A Prefeitura de São José de Ribamar, na Região Metropolitana de São Luís, aparece no centro de uma polêmica que mistura gestão orçamentária, política e suspeitas eleitorais. Documentos oficiais mostram que a Secretaria Municipal de Educação (SEMED) teria empenhado R$ 8,1 milhões em 27 de março de 2025, quando o contrato nº 149/2025 — no valor de R$ 11,6 milhões com a Editora Cactos — só seria assinado dias depois, em 1º de abril.
O ajuste, realizado por inexigibilidade de licitação, destina-se à compra de coleções didáticas e materiais pedagógicos financiados com recursos do FUNDEB, fundo federal voltado exclusivamente à educação básica.
O nó jurídico e orçamentário
Ainda que a Prefeitura possa alegar que os empenhos tenham sido feitos como mera reserva orçamentária, auditores apontam que a prática supostamente contraria a legislação financeira. A Lei nº 4.320/1964 e a Lei de Licitações (14.133/2021) determinam que empenhos devem estar vinculados a uma obrigação já existente — ou seja, a um contrato válido.
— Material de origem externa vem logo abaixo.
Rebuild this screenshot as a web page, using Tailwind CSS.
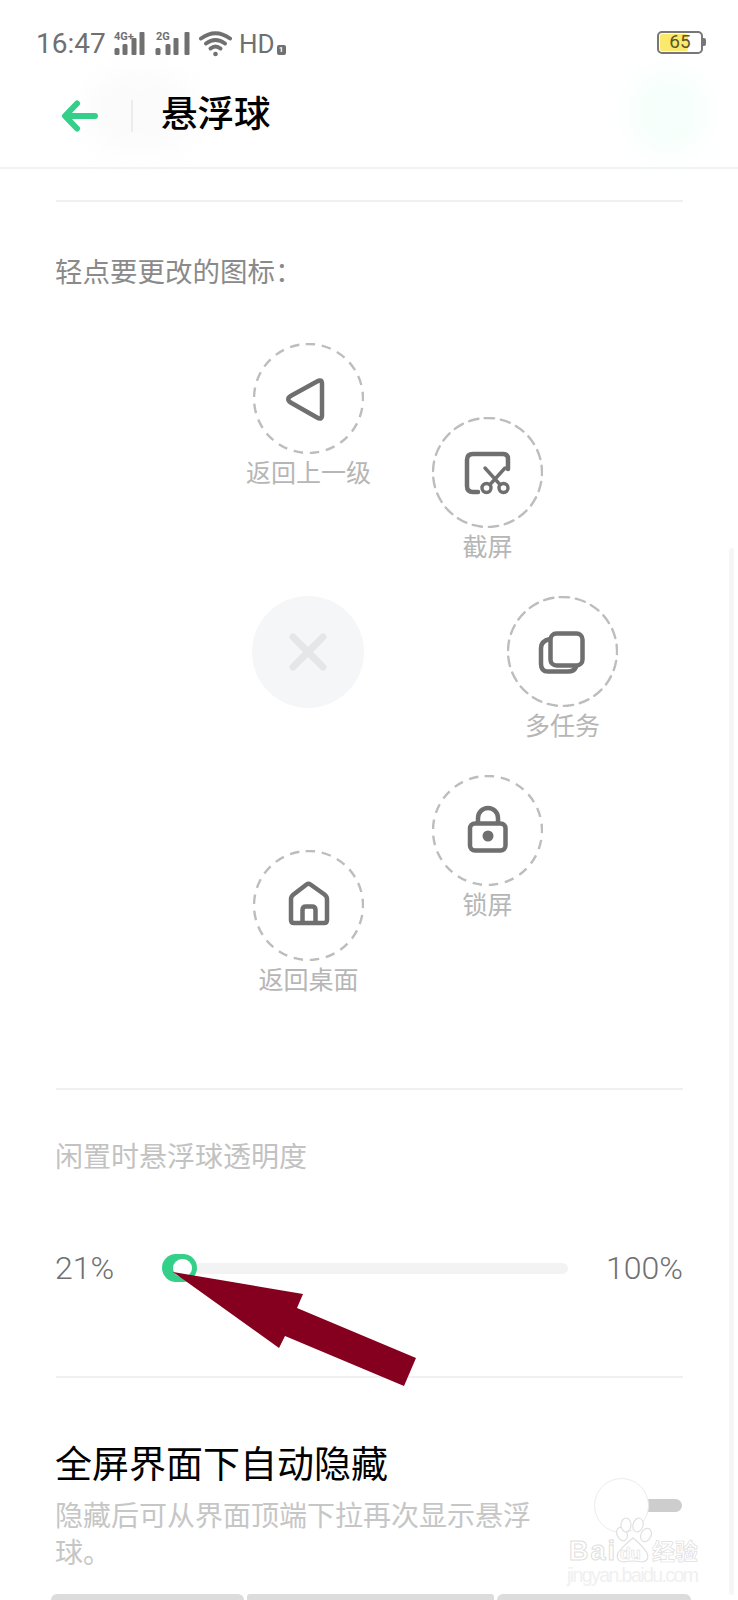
<!DOCTYPE html>
<html lang="zh-CN">
<head>
  <meta charset="UTF-8" />
  <meta name="viewport" content="width=device-width, initial-scale=1.0"/>
  <title>悬浮球</title>
  <script src="https://cdn.jsdelivr.net/npm/@tailwindcss/browser@4"></script>
</head>
<body class="bg-white">
<div class="relative w-[738px] h-[1600px] overflow-hidden bg-white [font-family:Roboto,'Noto_Sans_CJK_SC',sans-serif]">

  <!-- Faint smudges left in the header -->
  <div class="absolute left-[85px] top-[72px] w-[110px] h-[80px] rounded-full bg-[#fbfbfb] blur-md"></div>
  <div class="absolute left-[628px] top-[70px] w-[80px] h-[85px] rounded-full bg-[#f6fffb] blur-md"></div>

  <!-- Scrollbar -->
  <div class="absolute left-[729px] top-[548px] w-[5px] h-[1047px] rounded-full bg-[#f6f6f6]"></div>

  <!-- Status bar -->
  <div class="relative h-[74px] pt-[13px] pl-[36px] pr-[35px] flex items-center justify-between text-[#707070]">
    <div class="flex items-center">
      <span class="text-[28px] leading-none w-[78px]">16:47</span>
      <svg class="w-[80px] h-[26px]" viewBox="0 0 80 26" fill="#707070">
        <text x="0" y="9" font-size="11" font-weight="700" font-family="Roboto">4G+</text>
        <rect x="0.5" y="17" width="5" height="7" rx="1.5"/><rect x="8.5" y="13" width="5" height="11" rx="1.5"/><rect x="17.5" y="7" width="5" height="17" rx="1"/><rect x="25.5" y="1" width="5" height="23" rx="1"/>
        <text x="42" y="9" font-size="11" font-weight="700" font-family="Roboto">2G</text>
        <rect x="41.5" y="17" width="5" height="7" rx="1.5"/><rect x="51.5" y="13" width="5" height="11" rx="1.5"/><rect x="59.5" y="7" width="5" height="17" rx="1"/><rect x="70.5" y="1" width="5" height="23" rx="1"/>
      </svg>
      <svg class="w-[33px] h-[26px] ml-[5px]" viewBox="0 0 33 26" fill="none" stroke="#707070" stroke-width="4" stroke-linecap="round">
        <path d="M2 7.5Q16.5 -3 31 7.5"/>
        <path d="M7 12.5Q16.5 5.5 26 12.5"/>
        <path d="M11.5 17.5Q16.5 13.5 21.5 17.5"/>
        <circle cx="16.5" cy="23" r="2.3" fill="#707070" stroke="none"/>
      </svg>
      <span class="ml-[7px] text-[26px] leading-none">HD</span>
      <span class="ml-[2px] mt-[12px] w-[9px] h-[10px] rounded-[2px] bg-[#707070] text-white text-[8px] leading-[10px] text-center font-bold">1</span>
    </div>
    <div class="relative w-[46px] h-[23px] mt-[-2px] rounded-[5px] border-[2.5px] border-[#777777] overflow-visible">
      <div class="absolute left-[1px] top-[1px] bottom-[1px] w-[28px] rounded-[2px] bg-[#fbe96e]"></div>
      <span class="relative block text-center text-[19px] leading-[18px] text-[#5e5522]">65</span>
      <div class="absolute right-[-5px] top-[5px] w-[3px] h-[8px] rounded-r-[2px] bg-[#777777]"></div>
    </div>
  </div>

  <!-- Title bar -->
  <div class="relative h-[95px] pb-[10px] flex items-center border-b-2 border-[#f2f2f2]">
    <svg class="ml-[61px] w-[38px] h-[32px]" viewBox="0 0 38 32" fill="none" stroke="#34d08a" stroke-width="6" stroke-linecap="round" stroke-linejoin="round">
      <path d="M34 16H5M16 3.5L4 16L16 28.5"/>
    </svg>
    <div class="ml-[32px] w-[2px] h-[32px] bg-[#ececec]"></div>
    <h1 class="ml-[28px] text-[36.5px] leading-none font-medium text-black">悬浮球</h1>
  </div>

  <div class="relative pl-[56px] pr-[55px]">
    <div class="mt-[31px] border-t-2 border-[#f0f0f0]"></div>
    <p class="mt-[51px] -ml-px text-[27.5px] leading-[40px] text-[#8a8a8a]">轻点要更改的图标&#xFF1A;</p>

    <!-- Floating ball menu: the item places are the content here -->
    <div class="relative h-[795px] text-[25px] leading-[40px] text-[#b6b6b6]">

      <div class="absolute left-[197px] top-[50px] w-[111px] flex flex-col items-center">
        <svg class="w-[111px] h-[111px]" viewBox="0 0 111 111" fill="none" stroke="#6f6f6f" stroke-width="4.5" stroke-linejoin="round">
          <circle cx="55.5" cy="55.5" r="54.5" transform="rotate(-93 55.5 55.5)" stroke="#bdbdbd" stroke-width="2.4" stroke-dasharray="9.5 6.8"/>
          <path d="M64 38.5Q69 35.5 69 41V72Q69 77.5 64 74.5L38.5 60Q32 56 38.5 52.5Z"/>
        </svg>
        <span class="whitespace-nowrap">返回上一级</span>
      </div>

      <div class="absolute left-[376px] top-[124px] w-[111px] flex flex-col items-center">
        <svg class="w-[111px] h-[111px]" viewBox="0 0 111 111" fill="none" stroke="#6f6f6f" stroke-width="4.5" stroke-linecap="round">
          <circle cx="55.5" cy="55.5" r="54.5" transform="rotate(-93 55.5 55.5)" stroke="#bdbdbd" stroke-width="2.4" stroke-dasharray="9.5 6.8"/>
          <path d="M76 52V42Q76 37 71 37H41Q35 37 35 43V69Q35 75 41 75H46"/>
          <g stroke-width="3.4">
            <circle cx="54.5" cy="71" r="4.5"/><circle cx="71.5" cy="71" r="4.5"/>
            <path d="M53 51L67.5 67M73 51L58.5 67"/>
          </g>
        </svg>
        <span class="whitespace-nowrap">截屏</span>
      </div>

      <div class="absolute left-[196px] top-[303px] w-[112px] h-[112px] rounded-full bg-[#f4f6f8] flex items-center justify-center">
        <svg class="w-[112px] h-[112px]" viewBox="0 0 112 112" fill="none" stroke="#e6e6e6" stroke-width="7" stroke-linecap="round">
          <path d="M41 41L71 71M71 41L41 71"/>
        </svg>
      </div>

      <div class="absolute left-[451px] top-[303px] w-[111px] flex flex-col items-center">
        <svg class="w-[111px] h-[111px]" viewBox="0 0 111 111" fill="none" stroke="#6f6f6f" stroke-width="4.5" stroke-linecap="round">
          <circle cx="55.5" cy="55.5" r="54.5" transform="rotate(-93 55.5 55.5)" stroke="#bdbdbd" stroke-width="2.4" stroke-dasharray="9.5 6.8"/>
          <rect x="43.5" y="37.5" width="32" height="32" rx="6"/>
          <path d="M43 43Q34 45 34 52V68Q34 75.5 41 75.5H61Q67 75.5 69 71"/>
        </svg>
        <span class="whitespace-nowrap">多任务</span>
      </div>

      <div class="absolute left-[376px] top-[482px] w-[111px] flex flex-col items-center">
        <svg class="w-[111px] h-[111px]" viewBox="0 0 111 111" fill="none" stroke="#6f6f6f" stroke-width="4.5">
          <circle cx="55.5" cy="55.5" r="54.5" transform="rotate(-93 55.5 55.5)" stroke="#bdbdbd" stroke-width="2.4" stroke-dasharray="9.5 6.8"/>
          <rect x="38" y="48.5" width="35.5" height="27" rx="5"/>
          <path d="M46 48V43A10 10 0 0 1 66 43V48"/>
          <circle cx="56" cy="61" r="5.5" fill="#6f6f6f" stroke="none"/>
        </svg>
        <span class="whitespace-nowrap">锁屏</span>
      </div>

      <div class="absolute left-[197px] top-[557px] w-[111px] flex flex-col items-center">
        <svg class="w-[111px] h-[111px]" viewBox="0 0 111 111" fill="none" stroke="#6f6f6f" stroke-width="4.5" stroke-linejoin="round">
          <circle cx="55.5" cy="55.5" r="54.5" transform="rotate(-93 55.5 55.5)" stroke="#bdbdbd" stroke-width="2.4" stroke-dasharray="9.5 6.8"/>
          <path d="M53.5 34.5Q55.5 33 57.5 34.5L71.5 44.5Q74 46.5 74 49V70Q74 73 71 73H41Q38 73 38 70V49Q38 46.5 40.5 44.5Z"/>
          <path d="M49.5 73V60Q49.5 56.5 53 56.5H59Q62.5 56.5 62.5 60V73"/>
        </svg>
        <span class="whitespace-nowrap">返回桌面</span>
      </div>
    </div>

    <div class="border-t-2 border-[#f0f0f0]"></div>
    <p class="mt-[48px] -ml-px text-[28px] leading-[40px] text-[#c2c2c2]">闲置时悬浮球透明度</p>

    <!-- Slider -->
    <div class="mt-[70px] h-[40px] flex items-center text-[32px] leading-none font-light text-[#707070]">
      <span class="w-[57px] -ml-px mr-px">21%</span>
      <div class="relative ml-[49px] w-[406px] h-[28px]">
        <div class="absolute left-[33px] right-0 top-[9px] h-[11px] rounded-full bg-[#f3f3f3]"></div>
        <div class="absolute left-0 top-0 w-[35px] h-[28px] rounded-full bg-[#34d08a]">
          <div class="ml-[11px] mt-[5px] w-[19px] h-[18px] rounded-full bg-white"></div>
        </div>
      </div>
      <span class="ml-auto">100%</span>
    </div>

    <div class="mt-[88px] border-t-2 border-[#f0f0f0]"></div>

    <!-- Auto hide row -->
    <h2 class="mt-[64px] -ml-px text-[37px] leading-[48px] text-black">全屏界面下自动隐藏</h2>
    <p class="mt-[8px] -ml-px w-[490px] text-[28px] leading-[37px] text-[#c6c6c6]">隐藏后可从界面顶端下拉再次显示悬浮球。</p>

    <!-- Cut-off row at the bottom edge -->
    <div class="mt-[22px] -ml-[5px] flex gap-[3px]">
      <div class="w-[193px] h-[12px] shrink-0 rounded-t-[6px] bg-[#dcdcdc]"></div>
      <div class="w-[247px] h-[12px] shrink-0 rounded-t-[3px] bg-[#dcdcdc]"></div>
      <div class="w-[194px] h-[12px] shrink-0 rounded-t-[6px] bg-[#dcdcdc]"></div>
    </div>
  </div>

  <!-- Switch -->
  <div class="absolute left-[647px] top-[1499px] w-[35px] h-[13px] rounded-r-full bg-[#cdcdcd]"></div>
  <div class="absolute left-[594px] top-[1478px] w-[55px] h-[55px] rounded-full border border-[#ececec] bg-white"></div>

  <!-- Red arrow drawn over the screenshot -->
  <svg class="absolute left-0 top-0 w-[738px] h-[1600px] pointer-events-none" viewBox="0 0 738 1600">
    <polygon points="173,1272 303,1294 297,1308 416,1358 404,1386 285,1336 279,1348" fill="#85001e"/>
  </svg>

  <!-- Baidu watermark -->
  <svg class="absolute left-[560px] top-[1515px] w-[178px] h-[72px]" viewBox="0 0 178 72" fill="none">
    <text x="9" y="45" font-size="27" font-weight="700" font-family="Liberation Sans" stroke="#e0e0e0" fill="#ffffff" textLength="46">Bai</text>
    <g stroke="#e0e0e0" stroke-width="1.2" fill="#ffffff">
      <ellipse cx="62" cy="19" rx="5" ry="7" transform="rotate(-25 62 19)"/>
      <ellipse cx="66" cy="10" rx="5" ry="7"/>
      <ellipse cx="78" cy="10" rx="5" ry="7" transform="rotate(15 78 10)"/>
      <ellipse cx="86" cy="20" rx="5" ry="7" transform="rotate(25 86 20)"/>
      <path d="M73 23Q82 30 87 38Q90 46 82 47Q73 45 64 47Q55 46 58 38Q64 30 73 23Z"/>
    </g>
    <text x="60" y="44" font-size="17" font-weight="700" font-family="Liberation Sans" stroke="#e0e0e0" stroke-width="0.6" fill="#ffffff">du</text>
    <text x="92" y="45" font-size="23" font-weight="700" font-family="Noto Sans CJK SC" stroke="#e0e0e0" stroke-width="0.7" fill="#ffffff">经验</text>
    <text x="7" y="67" font-size="19.5" font-family="Liberation Sans" fill="#f0f0f0" textLength="132">jingyan.baidu.com</text>
  </svg>
</div>
</body>
</html>
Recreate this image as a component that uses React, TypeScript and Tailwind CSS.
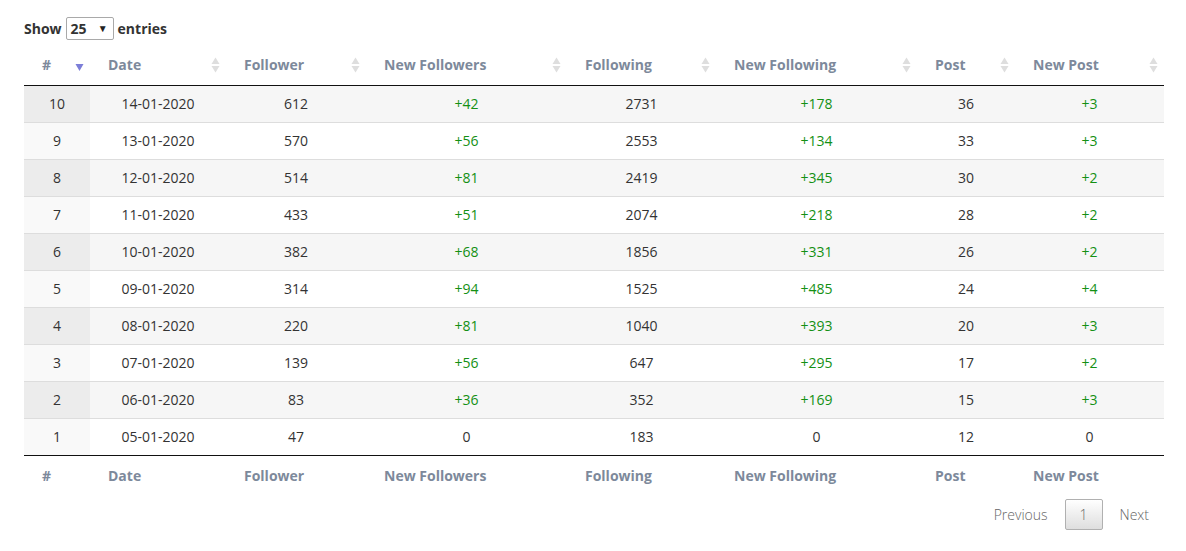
import React from 'react';

const rows = [
  { id: 10, date: '14-01-2020', follower: 612, newFollowers: '+42', following: 2731, newFollowing: '+178', post: 36, newPost: '+3' },
  { id: 9, date: '13-01-2020', follower: 570, newFollowers: '+56', following: 2553, newFollowing: '+134', post: 33, newPost: '+3' },
  { id: 8, date: '12-01-2020', follower: 514, newFollowers: '+81', following: 2419, newFollowing: '+345', post: 30, newPost: '+2' },
  { id: 7, date: '11-01-2020', follower: 433, newFollowers: '+51', following: 2074, newFollowing: '+218', post: 28, newPost: '+2' },
  { id: 6, date: '10-01-2020', follower: 382, newFollowers: '+68', following: 1856, newFollowing: '+331', post: 26, newPost: '+2' },
  { id: 5, date: '09-01-2020', follower: 314, newFollowers: '+94', following: 1525, newFollowing: '+485', post: 24, newPost: '+4' },
  { id: 4, date: '08-01-2020', follower: 220, newFollowers: '+81', following: 1040, newFollowing: '+393', post: 20, newPost: '+3' },
  { id: 3, date: '07-01-2020', follower: 139, newFollowers: '+56', following: 647, newFollowing: '+295', post: 17, newPost: '+2' },
  { id: 2, date: '06-01-2020', follower: 83, newFollowers: '+36', following: 352, newFollowing: '+169', post: 15, newPost: '+3' },
  { id: 1, date: '05-01-2020', follower: 47, newFollowers: '0', following: 183, newFollowing: '0', post: 12, newPost: '0' },
];

const columns = ['#', 'Date', 'Follower', 'New Followers', 'Following', 'New Following', 'Post', 'New Post'];
const widths = ['w-[66px]', 'w-[136px]', 'w-[140px]', 'w-[201px]', 'w-[149px]', 'w-[201px]', 'w-[98px]', 'w-[149px]'];

function SortBoth() {
  return (
    <svg width="9" height="16" viewBox="0 0 9 16" className="shrink-0">
      <path d="M4.5 0.5 L8.5 7 L0.5 7 Z" fill="#dedede" />
      <path d="M4.5 15.5 L8.5 9 L0.5 9 Z" fill="#dedede" />
    </svg>
  );
}

function SortDesc() {
  return (
    <svg width="9" height="16" viewBox="0 0 9 16" className="shrink-0">
      <path d="M4.5 14 L8.5 7 L0.5 7 Z" fill="#7c7ed8" />
    </svg>
  );
}

function Green({ value }: { value: string }) {
  return <span className={value === '0' ? 'text-[#333]' : 'text-[#149014]'}>{value}</span>;
}

export default function App() {
  return (
    <div className="bg-white w-[1186px] h-[551px] px-[24px] pt-[17px] text-[14px] text-[#333]" style={{ fontFamily: '"Open Sans", "Liberation Sans", sans-serif' }}>
      {/* Length selector */}
      <div className="flex items-center gap-[4px] font-bold h-[23px]">
        <span>Show</span>
        <div className="w-[48px] h-[23px] border border-[#a9a9a9] rounded-[2px] flex items-center justify-between pl-[4px] pr-[5px]">
          <span>25</span>
          <span className="text-[10px] text-[#222]">▼</span>
        </div>
        <span>entries</span>
      </div>

      <table className="w-[1140px] mt-[5px] table-fixed border-collapse">
        <colgroup>
          {widths.map((w, i) => (
            <col key={i} className={w} />
          ))}
        </colgroup>
        <thead>
          <tr className="border-b border-[#111]">
            {columns.map((c, i) => (
              <th key={c} className="pl-[18px] pr-[6px] py-[10px] text-left font-bold text-[#7d899b] leading-[20px]">
                <div className="flex items-center justify-between">
                  <span>{c}</span>
                  {i === 0 ? <SortDesc /> : <SortBoth />}
                </div>
              </th>
            ))}
          </tr>
        </thead>
        <tbody>
          {rows.map((r, i) => {
            const odd = i % 2 === 0;
            return (
              <tr key={r.id} className={`${i > 0 ? 'border-t border-[#ddd]' : ''} ${odd ? 'bg-[#f6f6f6]' : 'bg-white'}`}>
                <td className={`py-[8px] px-[10px] text-center leading-[20px] ${odd ? 'bg-[#ececec]' : 'bg-[#f9f9f9]'}`}>{r.id}</td>
                <td className="py-[8px] px-[10px] text-center leading-[20px]">{r.date}</td>
                <td className="py-[8px] px-[10px] text-center leading-[20px]">{r.follower}</td>
                <td className="py-[8px] px-[10px] text-center leading-[20px]"><Green value={r.newFollowers} /></td>
                <td className="py-[8px] px-[10px] text-center leading-[20px]">{r.following}</td>
                <td className="py-[8px] px-[10px] text-center leading-[20px]"><Green value={r.newFollowing} /></td>
                <td className="py-[8px] px-[10px] text-center leading-[20px]">{r.post}</td>
                <td className="py-[8px] px-[10px] text-center leading-[20px]"><Green value={r.newPost} /></td>
              </tr>
            );
          })}
        </tbody>
        <tfoot>
          <tr className="border-t border-[#111]">
            {columns.map((c) => (
              <th key={c} className="pl-[18px] pr-[6px] pt-[10px] pb-[6px] text-left font-bold text-[#7d899b] leading-[20px]">
                {c}
              </th>
            ))}
          </tr>
        </tfoot>
      </table>

      {/* Pagination */}
      <div className="flex justify-end items-center mt-[7px] text-[#666] font-light">
        <span className="px-[17px] leading-[31px]">Previous</span>
        <span className="w-[38px] h-[31px] flex items-center justify-center border border-[#b0b0b0] rounded-[2px] bg-gradient-to-b from-white to-[#dedede] text-[#666]">1</span>
        <span className="pl-[17px] pr-[13px] leading-[31px]">Next</span>
      </div>
    </div>
  );
}
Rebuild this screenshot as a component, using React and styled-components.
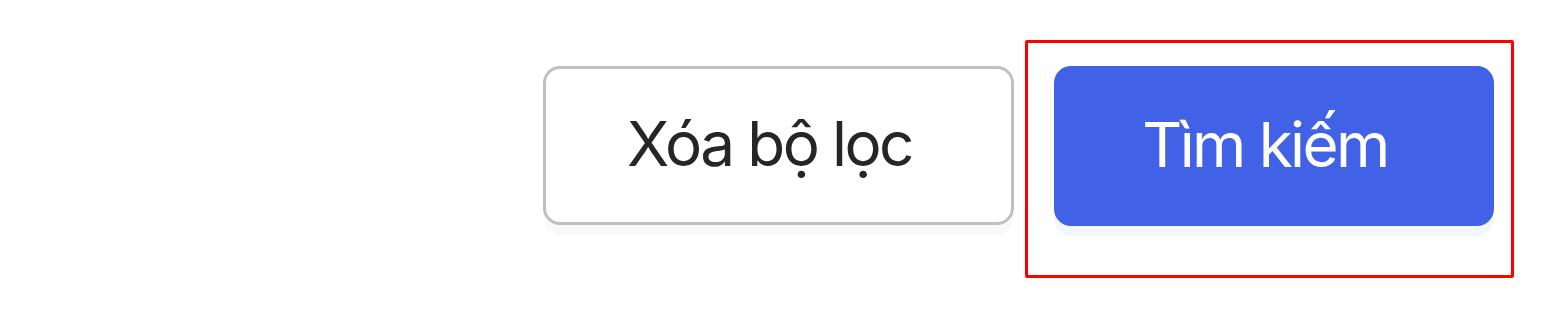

Quando emitidas antes da assinatura contratual, as Notas de Empenho teriam sido lançadas sem cobertura jurídica adequada, o que, em precedentes do TCU, já foi interpretado como falha grave de planejamento ou até mesmo irregularidade na execução da despesa.
Política no horizonte
O episódio não ocorre em um vácuo administrativo. O filho do prefeito de São José de Ribamar é pré-candidato a deputado estadual em 2026, e investigações contra o gestor municipal permanecem paralisadas em órgãos de combate à corrupção.
Nesse contexto, a movimentação de valores tão expressivos em período pré-eleitoral provavelmente levanta suspeitas. Analistas políticos ouvidos veem na operação indícios que poderiam, hipoteticamente, ser interpretados como um mecanismo de financiamento paralelo de campanha — o chamado caixa 2.
A Editora Cactos e as inconsistências
O contrato com a Editora Cactos também chama atenção pelo formato. Embora a inexigibilidade de licitação tenha sido justificada pela suposta exclusividade dos materiais, o processo inclui marcas de terceiros, o que teria fragilizado a tese de inviabilidade de competição. Além disso, documentos da empresa apresentam inconsistências: em alguns momentos aparece como LTDA, em outros como EIRELI, estrutura societária já extinta.
Outro ponto sensível é a discrepância entre o capital social declarado da empresa, de apenas R$ 97 mil, e o contrato firmado, superior a R$ 11 milhões. Embora capital social não seja sinônimo de patrimônio, especialistas destacam que a diferença hipoteticamente exigiria garantias adicionais para evitar risco de inadimplência.
O que dizem os órgãos de controle
O caso envolve recursos do FUNDEB, o que coloca a situação sob a competência de órgãos federais. O Tribunal de Contas da União (TCU) já consolidou entendimento de que empenhos anteriores à assinatura contratual podem configurar ato antieconômico. O Ministério Público da União (MPU) e a Polícia Federal (PF), por sua vez, têm atribuição para investigar eventual desvio ou uso indevido de recursos da educação.
Hipoteticamente, se confirmada a suspeita de que o contrato teria servido de instrumento para fins eleitorais, o episódio poderia configurar crime contra as finanças públicas e ato de improbidade administrativa.
A sombra do caixa 2
O que poderia ser apenas mais um contrato educacional passou a ser interpretado como um teste da integridade institucional em Ribamar. Entre empenhos supostamente antecipados, inconsistências jurídicas e a coincidência com o calendário eleitoral, o episódio abre margem para hipóteses que vão além de falhas técnicas.
A proximidade da eleição estadual e a pré-candidatura do filho do prefeito ampliam o peso político da situação. Se houver indícios de que o contrato foi utilizado para irrigar estruturas de campanha, estaríamos diante de um caso clássico de suposto caixa 2 eleitoral, com potencial de abalar não apenas a gestão municipal, mas também a disputa política no Maranhão em 2026.